Here’s a roundup of the top industry articles for the week.
Brands That Do Content Right – Digiday
Need inspiration? The brands included in this roundup don’t push their product or industry at the expense of fulfilling a need for their audiences
For example, Proctor and Gamble’s Home Made Simple reads more like Real Simple than the P&G Brand Saver you see in your Sunday paper. The site contains advice, coupons, recipes by ingredient and even clips from Home Made Simple TV, which also airs on OWN.
If you were to summarize the tweets and comments about Yahoo’s acquisition of Tumblr, it seems that the world’s uncoolest web company is acquiring one of the coolest (if not the newest) websites. Alex Kantrowitz argues that the announcement signals that the “next big thing” era of social media is over. He believes that Facebook, Twitter, Tumblr, Pinterest and Instagram will stay on top but will have their own ups and downs, much like Facebook does whenever it implements a new profile design.

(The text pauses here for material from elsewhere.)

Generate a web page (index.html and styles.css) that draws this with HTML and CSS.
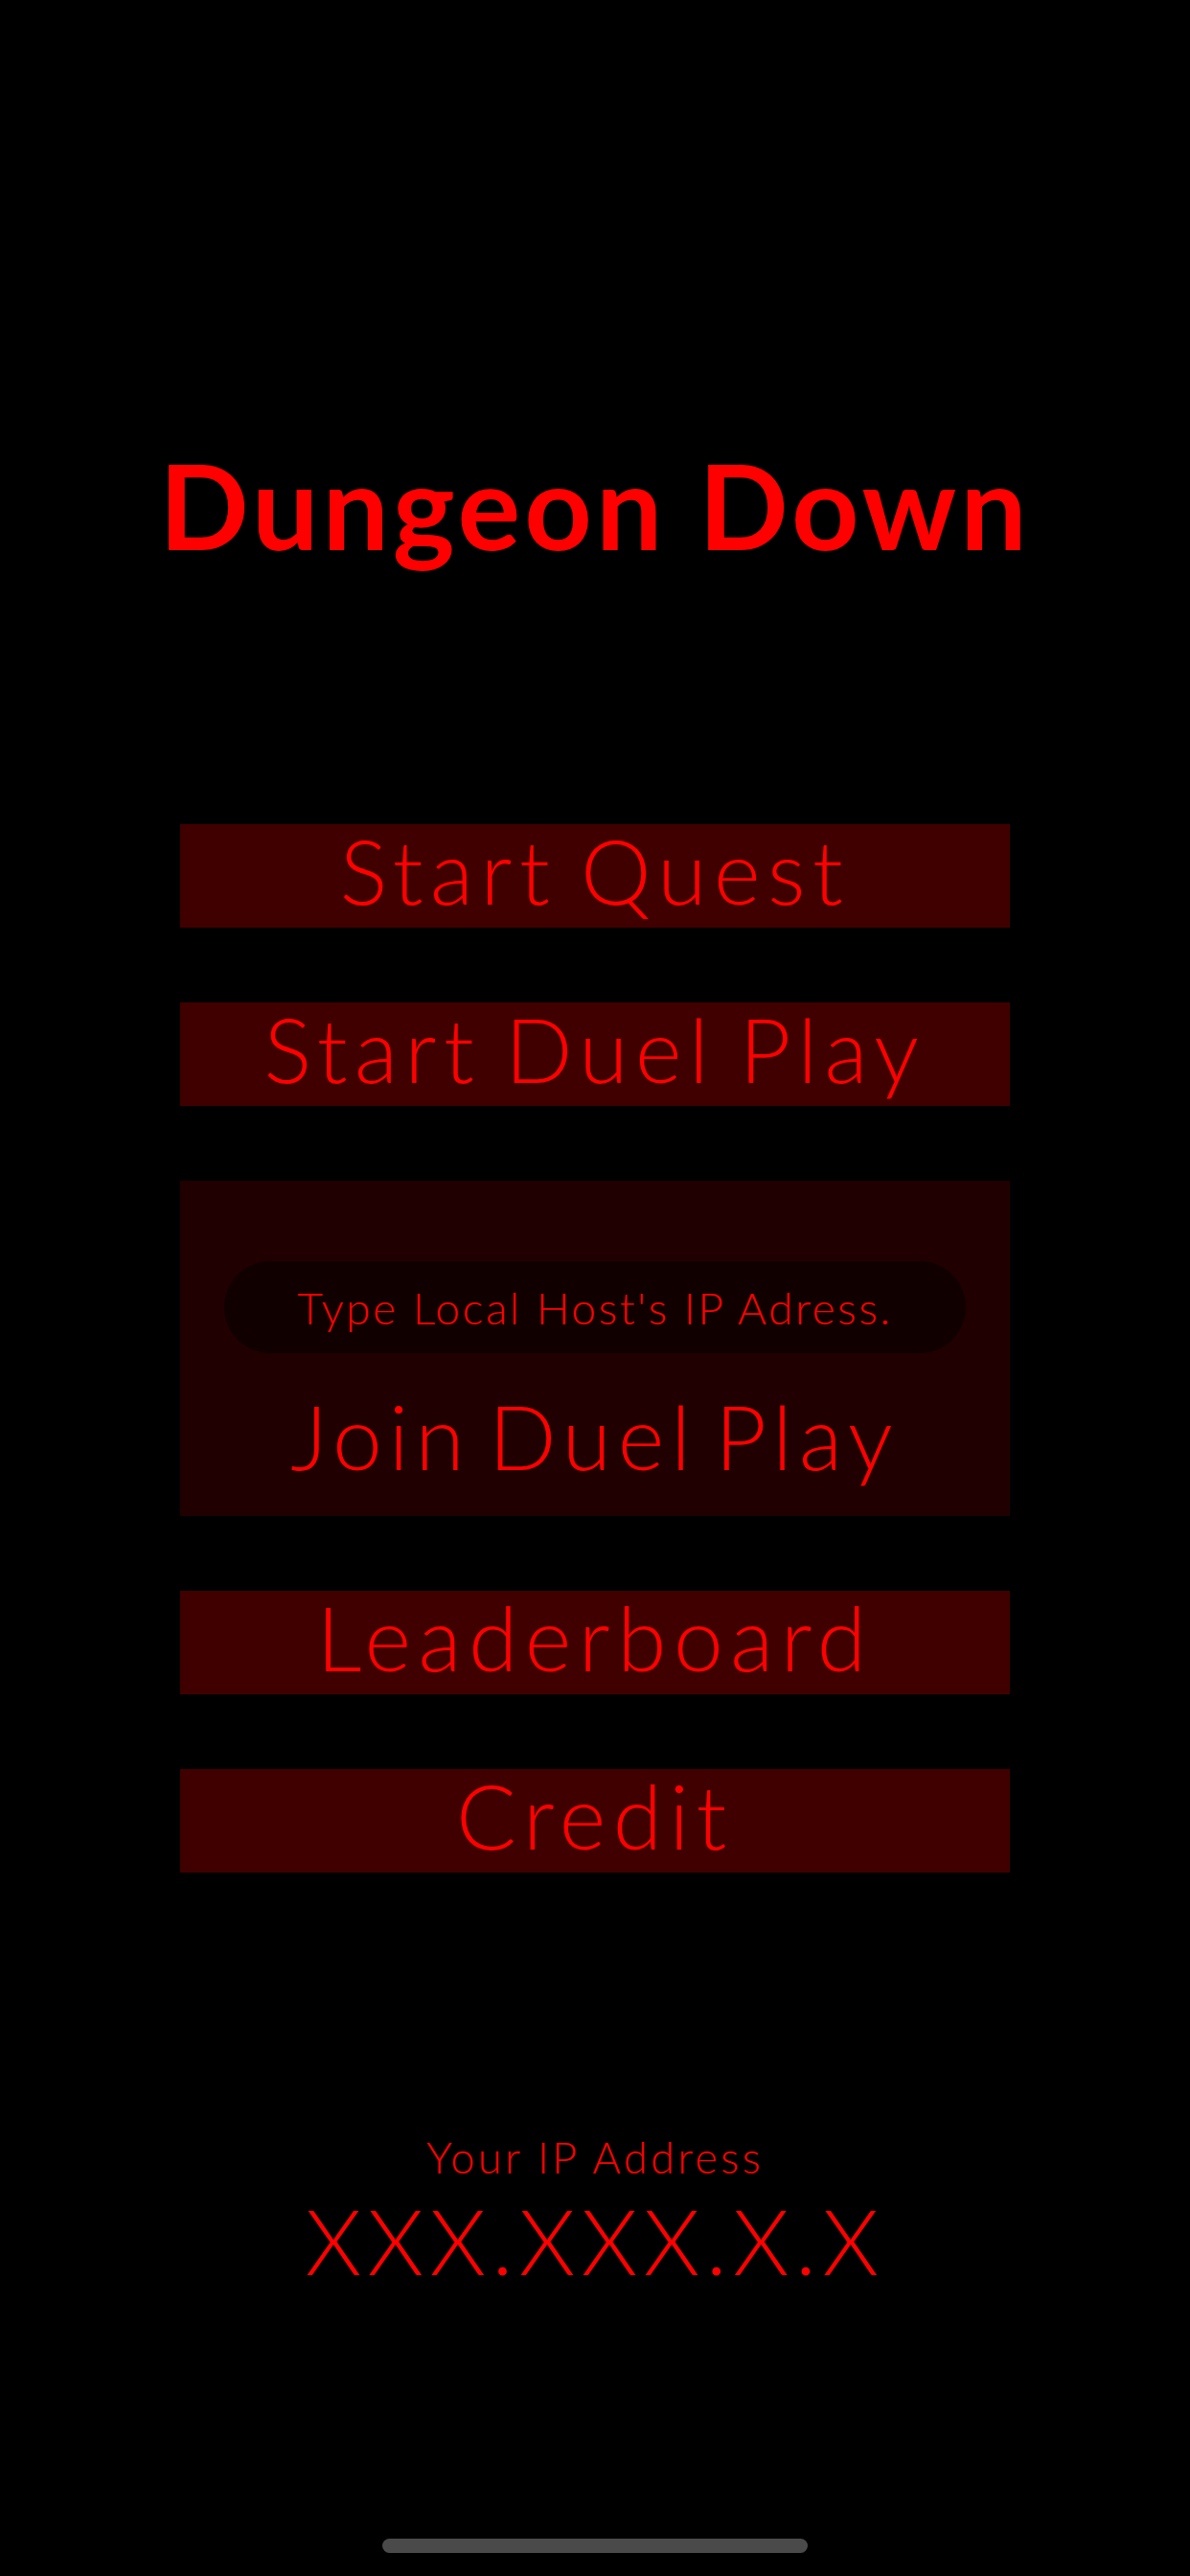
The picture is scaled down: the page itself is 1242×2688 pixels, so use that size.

Public-relations lessons from Amy's Baking Company – Arizona Republic
As soon as the cringeworthy episode of Kitchen Nightmares aired – in which Gordon Ramsey walks away from a struggling restaurant for the first time – Amy’s Baking Company lashed back on social media. Then they claimed their account was hacked. Then they hired a PR firm. Then their PR firm fired them.
According to MMPR’s owner Ty Largo, Amy’s Baking Company should have instituted a crisis plan two years ago, when owner Amy first began leaving rude comments on Yelp. The lesson? Keep your cool, lest the public begin taking sides before you’ve had a chance to clear the air.
Sephora CMO Debunks A Major Stereotype About Women And Tech – Business Insider
True or false: Men are always the early adopters when it comes to tech. It turns out that women are the first to turn to technology when it makes their lives easier. For instance, women are leading the charge when it comes to mobile commerce, visiting retail sites on mobile devices more often than men (56 percent vs. 43 percent).
When marketing to women, you can’t color your website pink and call it a day, however. Women are after mobile, social experiences. The Business Insider article tells you how to reach them.
An Honor for the Creator of the GIF – New York Times
What do you call an animated image that’s somewhere between a still image and a video and often used as an online comeback? Steve Wilhite, inventor of the gif, cleared up its pronunciation once and for all: it’s pronounced jif, like the peanut butter.
An informal poll of our office reveals that we’re evenly split between pronunciations, but old habits die hard. I can’t say I’ll start calling animated images jifs any time soon.